(Un) Reality TV
I can only say this (scrambles up onto soapbox...feel free to go about your business and return when I've returned to reason): What has to go wrong in your life--horribly, spectacularly wrong--for it to seem like a really good idea to appear on national television dressed like a 1980's prostitute and trying to convince a balding, middle-aged, has-been rock star that you're worthy of his affections? C'mon, now. You'd lose less dignity wearing plaid capris and a boob tube to a $12,000 a plate fundraising dinner.
For that matter, you'd probably lose less dignity riding a unicycle down main street wearing a thong and a feather boa....at least until the boa caught in the spokes and you tipped over. And maybe even then you'd still have just a tad more pride than these women.
There's something inherently weird about reality TV, in my mind. See, I love my job and my life and I love working with people and so on. BUT, I think anyone who works with the public in any capacity will agree with me that you don't need to pay for cable TV or even tune in a network to see nasty, unreasonable, manipulative, and downright stupid behavior. Which begs the question...why watch it on TV? I can see people be unpleasant any old time--all I have to do is tell them that the doctor can't see them now that they're 25 minutes late for a 15 minute appointment and I'll be wishing it was TV so the expletives could be bleeped out.
Here's another question: is there a line anywhere that the TV execs will draw? That is, will the day ever come when they'll toss around an idea for a reality show and say "Nah....let's not do that."? No...I'm pretty sure that if it can be thought of, you can watch people do it and be mean about it. Watch your TV guide listings for such scintillating offerings as "Redheads Eating Soup and Calling Each Other Names", "Depressed Clowns Hitting Each Other With Pie and Calling Each Other Names", "Elephant Trainers Cleaning Dung Our of their Sneaker Treads and Calling Each Other Names" , "People Who Like Fluffernutter Sandwiches and People Who Don't Sharing a House and Calling Each Other Names", "27-Year-Old Virgins Who Collect Bottle Caps and Live With Their Moms Calling Each Other Names" and "Snake Wranglers in Love With Ladder Manufacturers and the Women Who Hate Them--All Calling Each Other Names."
My co-worker says that the thing about reality TV is that it isn't--people don't behave like that unless they're motivated by a lust for money and limelight. But I can't think of enough zeros behind the one on a check to make me style my hair in the latest in hooker chic, pour myelf into a skin-tight dress, and sleep with a man I barely know who is also sleeping with at least one other woman and then describe that other women in words that would make a sailor blush--all on national TV. Could I just put on a leopard print bikini, paint myself with mint chocolate chip ice cream, and walk down my block with a flashing light on my head and a sign saying "I'm a little minty pixie"? And maybe singing limericks? It would be way less embarrassing.

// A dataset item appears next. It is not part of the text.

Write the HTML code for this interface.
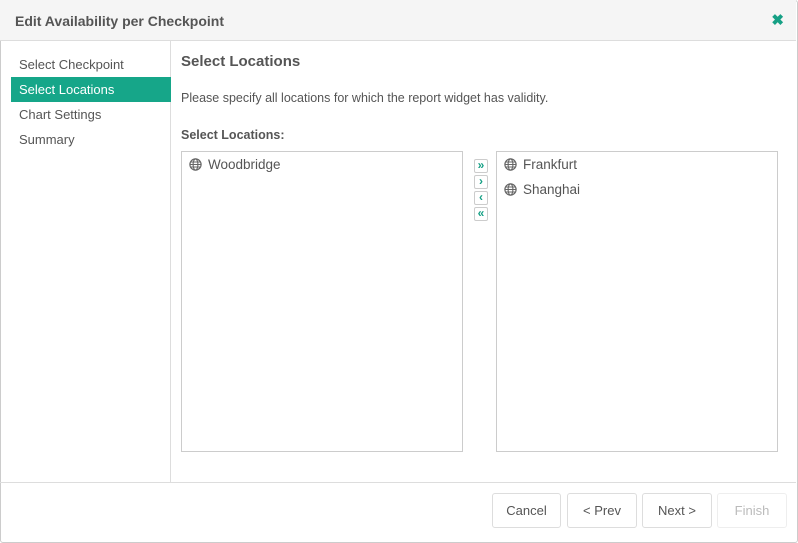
<!DOCTYPE html>
<html><head><style>
*{box-sizing:border-box;margin:0;padding:0}
body{width:798px;height:543px;background:#fff;font-family:"Liberation Sans",sans-serif;color:#555;font-size:13px;position:relative;overflow:hidden}
.dlg{position:absolute;left:0;top:0;width:798px;height:543px;border:1px solid #ccc;border-radius:3px}
.hdr{position:absolute;left:0;top:0;width:796px;height:41px;background:#f5f5f5;border-bottom:1px solid #ddd}
.hdr h1{position:absolute;left:15px;top:13px;font-size:14px;font-weight:bold;color:#555}
.x{position:absolute;right:12px;top:11px;color:#16a085;font-size:15px;font-weight:bold}
.side{position:absolute;left:0;top:41px;width:171px;height:441px;border-right:1px solid #ddd}
.it{position:absolute;left:11px;width:160px;height:25px;line-height:25px;padding-left:8px;font-size:13px;color:#555}
.it.a{background:#16a689;color:#fff}
.t{position:absolute;left:181px}
.box{position:absolute;top:151px;width:282px;height:301px;border:1px solid #ccc}
.row{position:absolute;left:7px;font-size:13.5px;color:#555}
.g{display:inline-block;vertical-align:-2px;margin-right:6px}
.ab{position:absolute;left:474px;width:14px;height:14px;border:1px solid #ccc;border-radius:2px;color:#16a085;font-size:12px;line-height:11px;text-align:center;font-weight:bold}
.ft{position:absolute;left:0;top:482px;width:796px;border-top:1px solid #ddd}
.b{position:absolute;top:493px;height:35px;border:1px solid #ddd;border-radius:3px;line-height:33px;text-align:center;font-size:13px;color:#555;background:#fff}
</style></head><body>
<div class="dlg"></div>
<div class="hdr"><h1>Edit Availability per Checkpoint</h1><div class="x">✖</div></div>
<div class="side">
<div class="it" style="top:11px">Select Checkpoint</div>
<div class="it a" style="top:36px">Select Locations</div>
<div class="it" style="top:61px">Chart Settings</div>
<div class="it" style="top:86px">Summary</div>
</div>
<div class="t" style="top:53px;font-size:15px;font-weight:bold">Select Locations</div>
<div class="t" style="top:91px;font-size:12.5px">Please specify all locations for which the report widget has validity.</div>
<div class="t" style="top:128px;font-size:12.5px;font-weight:bold">Select Locations:</div>
<svg width="0" height="0" style="position:absolute"><defs><g id="gl"><circle cx="6.5" cy="6.5" r="5.6" fill="none" stroke="#666" stroke-width="1.2"/><ellipse cx="6.5" cy="6.5" rx="2.4" ry="5.6" fill="none" stroke="#666" stroke-width="1.1"/><path d="M1 6.5H12M2 4H11M2 9H11" stroke="#666" stroke-width="1"/></g></defs></svg>
<div class="box" style="left:181px">
<div class="row" style="top:5px"><svg class="g" width="13" height="13"><use href="#gl"/></svg>Woodbridge</div>
</div>
<div class="ab" style="top:159px">»</div>
<div class="ab" style="top:175px">›</div>
<div class="ab" style="top:191px">‹</div>
<div class="ab" style="top:207px">«</div>
<div class="box" style="left:496px">
<div class="row" style="top:5px"><svg class="g" width="13" height="13"><use href="#gl"/></svg>Frankfurt</div>
<div class="row" style="top:30px"><svg class="g" width="13" height="13"><use href="#gl"/></svg>Shanghai</div>
</div>
<div class="ft"></div>
<div class="b" style="left:492px;width:69px">Cancel</div>
<div class="b" style="left:567px;width:70px">&lt; Prev</div>
<div class="b" style="left:642px;width:70px">Next &gt;</div>
<div class="b" style="left:717px;width:70px;color:#bbb;border-color:#eee">Finish</div>
</body></html>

All that said, I think the reality--the REAL reality--is more like this:
That's part of blankie number two, about halfway finished.
These two squares--the purple one and the orange/turquoise stripey one--were both made by Lily in California and you'll notice that one is already finding a home in blankie #2. Sorry about that Lily--I mean to get a picture before I put it in there, but it just wanted to be in that row of that blankie and who was I to argue ("Blanket Squares and Blanket Makers, Calling Each Other Names")?
The box that came yesterday had the white block with Massachusetts on it from Cheryl, the autmny looking sqaure and the absolutely drool-worthy handdyed yarn from Debbie (it's called "LadyBug" and I'm already jealous of whomever wins it!), and another square that didn't photograph nearly as pretty as it is and which had no identifying label. If you had a beautiful square in that box that was black flecked with all different colors and soft as a kitten, let me know so I can thank you personally. And a huge thank you to all of you I DO know about. Man, you guys just keep rocking my world.
I guess TV execs don't think anyone would watch something about people like us, reaching out to give love and hope to other people. Boy, are they missing the boat. I'll leave you with some of my favorite song lyrics. I'm not sure who wrote it originally, but it's on at least three different albums that I own and listen to incessantly, and I love it each time (this is just the last verse):
"I feel a touch, now will I hold on?
Reach out with love, to those with no one?
With a kindness such, it lives though I'm gone.
I feel a touch, now will I hold on?"
Sure seems like you guys have that part down pat.